Like The Face, most indie magazine start-ups are self-funded and, in Watson's view, breaking even is a mark of success. Ezuma did join the Prince's Trust to find out how to write a business plan and has even managed to pay expenses, but this sort of thinking tends to come later, if ever. Many are created by like-minded friends in the model of Private Eye, the reference most used for five-year-old Mushpit, a successful satirical take on being twentysomething females in London by Charlotte Roberts and Bertie Brandes. Only it is twice yearly rather than fortnightly. In Gorman's view, being unsustainable to start with is part of the attraction, stripping everything back to passion.
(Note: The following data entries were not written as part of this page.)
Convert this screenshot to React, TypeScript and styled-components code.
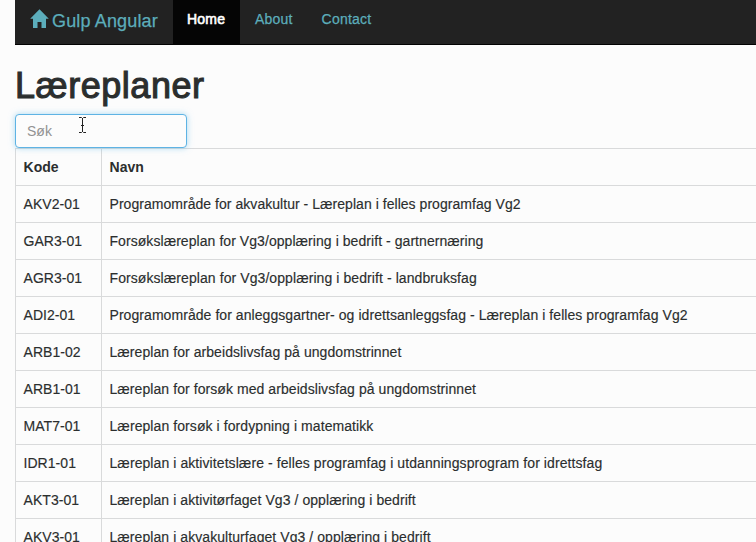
import React from "react";
import styled, { createGlobalStyle } from "styled-components";

const GlobalStyle = createGlobalStyle`
  * { box-sizing: border-box; }
  html, body { margin: 0; height: 542px; overflow: hidden; background: #fcfcfc; }
  body {
    font-family: "Liberation Sans", Arial, sans-serif;
    font-size: 14px;
    line-height: 20px;
    color: #2b2e2e;
  }
`;

const Page = styled.div`
  height: 542px;
  padding-left: 15px;
  overflow: hidden;
`;

const Navbar = styled.nav`
  display: flex;
  height: 45px;
  background: #222;
  border-bottom: 1px solid #030303;
`;

const Brand = styled.a`
  display: flex;
  align-items: flex-start;
  width: 158px;
  padding: 9px 0 0 15px;
  color: #5cadbb;
  font-size: 18px;
  line-height: 25px;
  letter-spacing: 0.15px;
  white-space: nowrap;
  -webkit-text-stroke: 0.25px currentColor;
`;

const HomeIcon = styled.svg`
  width: 19px;
  height: 19px;
  margin-right: 3px;
  fill: currentColor;
  flex: none;
`;

const NavLink = styled.a<{ $active?: boolean }>`
  height: 44px;
  padding: 9px ${(p) => (p.$active ? 15 : 14)}px 0 ${(p) => (p.$active ? 14 : 15)}px;
  width: ${(p) => (p.$active ? "67px" : "auto")};
  color: ${(p) => (p.$active ? "#fff" : "#5cadbb")};
  background: ${(p) => (p.$active ? "#050505" : "transparent")};
  letter-spacing: 0.2px;
  -webkit-text-stroke: ${(p) => (p.$active ? "0.6px" : "0.25px")} currentColor;
`;

const Title = styled.h1`
  margin: 21px 0 8px;
  font-size: 36px;
  font-weight: 400;
  line-height: 40px;
  letter-spacing: 0.55px;
  -webkit-text-stroke: 1.1px currentColor;
`;

const SearchField = styled.div`
  position: relative;
  width: 172px;
`;

const SearchInput = styled.input`
  display: block;
  width: 172px;
  height: 34px;
  padding: 6px 11px;
  border: 1px solid #5eb3e4;
  border-radius: 4px;
  outline: none;
  background: #fcfcfc;
  box-shadow: 0 0 6px rgba(102, 190, 233, 0.55);
  font: inherit;
  color: #555;
  &::placeholder { color: #929292; opacity: 1; }
`;

const TextCursor = styled.svg`
  position: absolute;
  left: 64px;
  top: 3px;
  width: 7px;
  height: 16px;
`;

const Table = styled.div`
  width: 760px;
  border: 1px solid #d9dadb;
  border-bottom: 0;
`;

const Row = styled.div<{ $head?: boolean }>`
  display: grid;
  grid-template-columns: 85px 1fr;
  height: 37px;
  border-bottom: 1px solid #d9dadb;
  font-weight: ${(p) => (p.$head ? 700 : 400)};
  -webkit-text-stroke: ${(p) => (p.$head ? "0" : "0.15px")} currentColor;
`;

const Cell = styled.div<{ $spacing?: number }>`
  padding: 8px 7.5px;
  white-space: nowrap;
  letter-spacing: ${(p) => p.$spacing ?? 0.05}px;
  & + & { border-left: 1px solid #d9dadb; }
`;

const plans = [
  { code: "AKV2-01", spacing: 0.04, name: "Programområde for akvakultur - Læreplan i felles programfag Vg2" },
  { code: "GAR3-01", spacing: 0.06, name: "Forsøkslæreplan for Vg3/opplæring i bedrift - gartnernæring" },
  { code: "AGR3-01", spacing: 0.08, name: "Forsøkslæreplan for Vg3/opplæring i bedrift - landbruksfag" },
  { code: "ADI2-01", spacing: 0.06, name: "Programområde for anleggsgartner- og idrettsanleggsfag - Læreplan i felles programfag Vg2" },
  { code: "ARB1-02", spacing: 0.07, name: "Læreplan for arbeidslivsfag på ungdomstrinnet" },
  { code: "ARB1-01", spacing: 0.07, name: "Læreplan for forsøk med arbeidslivsfag på ungdomstrinnet" },
  { code: "MAT7-01", spacing: 0.08, name: "Læreplan forsøk i fordypning i matematikk" },
  { code: "IDR1-01", spacing: 0.08, name: "Læreplan i aktivitetslære - felles programfag i utdanningsprogram for idrettsfag" },
  { code: "AKT3-01", spacing: 0.07, name: "Læreplan i aktivitørfaget Vg3 / opplæring i bedrift" },
  { code: "AKV3-01", spacing: 0.07, name: "Læreplan i akvakulturfaget Vg3 / opplæring i bedrift" },
];

export default function App() {
  return (
    <>
      <GlobalStyle />
      <Page>
        <Navbar>
          <Brand>
            <HomeIcon viewBox="0 0 19 19">
              <path d="M9.5 0.3 18.8 9.7H16V19h-4.5v-6h-4v6H3V9.700H.2z" />
            </HomeIcon>
            Gulp Angular
          </Brand>
          <NavLink $active>Home</NavLink>
          <NavLink>About</NavLink>
          <NavLink>Contact</NavLink>
        </Navbar>
        <Title>Læreplaner</Title>
        <SearchField>
          <SearchInput placeholder="Søk" />
          <TextCursor viewBox="0 0 7 16">
            <path d="M0 .5h2.5l1 1 1-1H7M3.5 1v14M0 15.5h2.5l1-1 1 1H7M2 8.5h3" fill="none" stroke="#222" />
          </TextCursor>
        </SearchField>
        <Table>
          <Row $head>
            <Cell>Kode</Cell>
            <Cell>Navn</Cell>
          </Row>
          {plans.map((plan) => (
            <Row key={plan.code}>
              <Cell>{plan.code}</Cell>
              <Cell $spacing={plan.spacing}>{plan.name}</Cell>
            </Row>
          ))}
        </Table>
      </Page>
    </>
  );
}
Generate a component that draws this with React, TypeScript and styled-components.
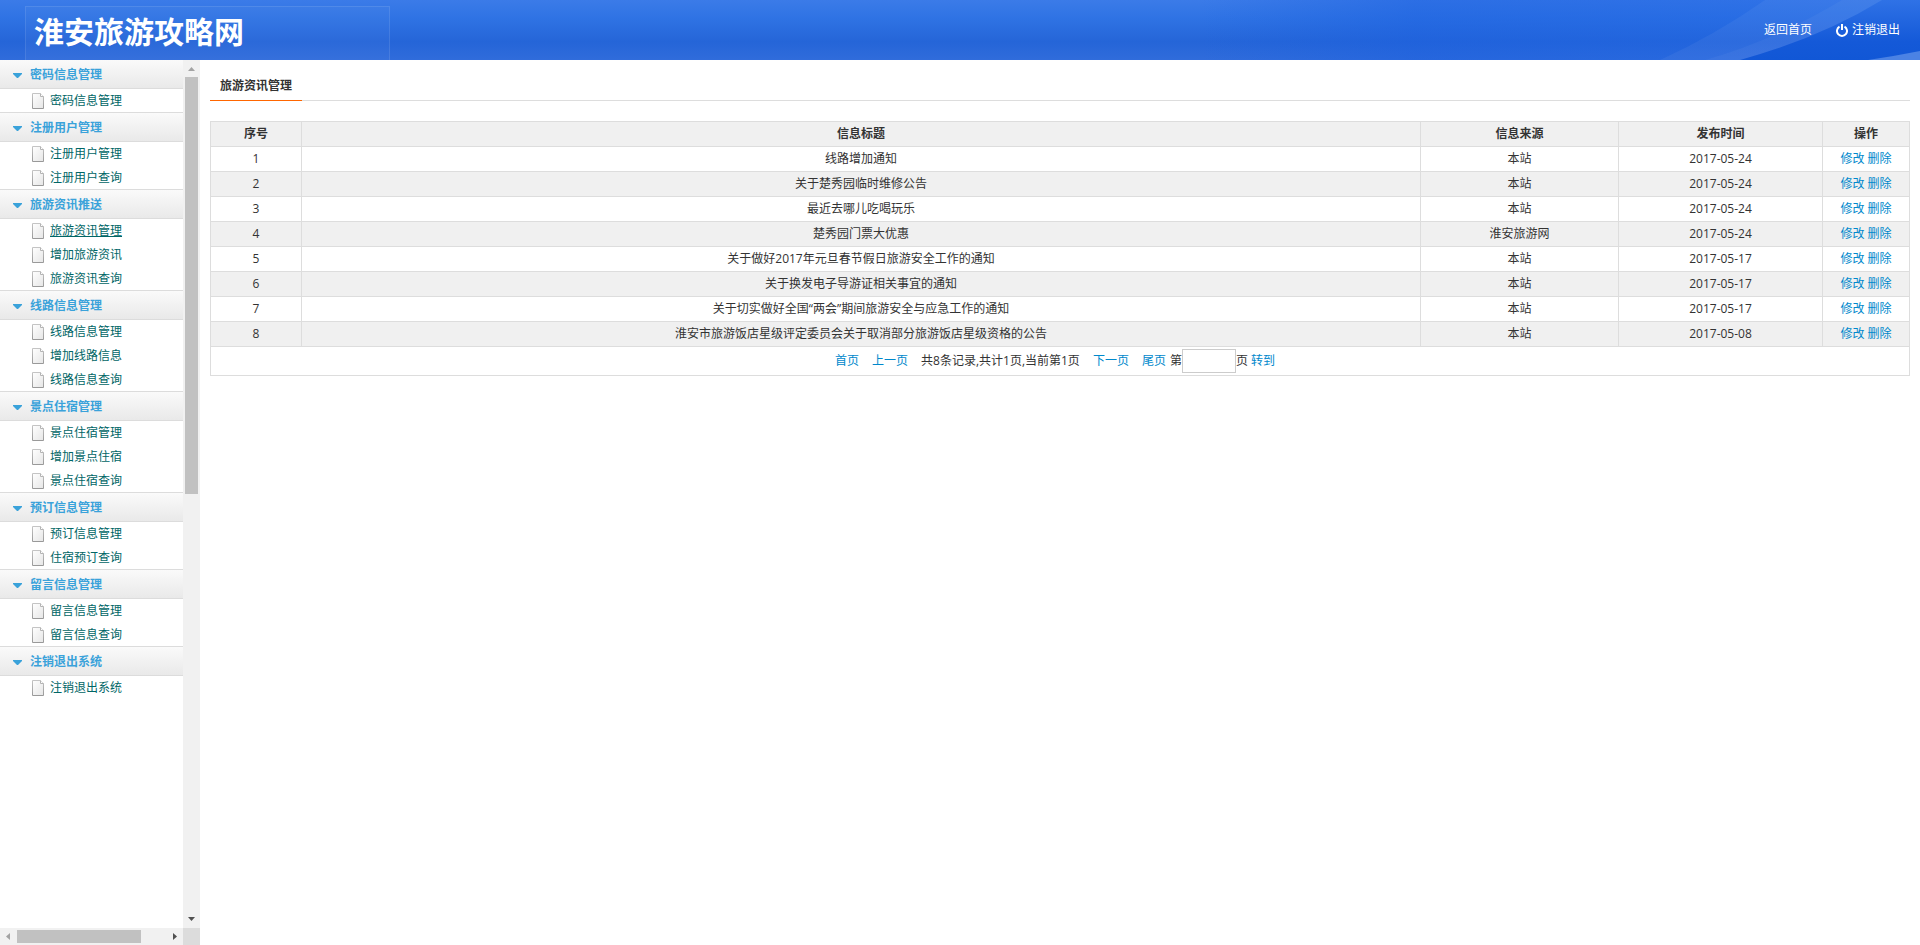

But what makes them possible at all, says Watson, is being able to sell online. Postage costs can push up the price but these publications are not price-sensitive and there is no distributor middleman, no salesforce turning up its nose at the concept and no retailers saying sorry you are too small for our shelf space, which nearly killed off many magazines 10 or 15 years ago. In 2018, you have a one-to-one relationship with your customer-reader.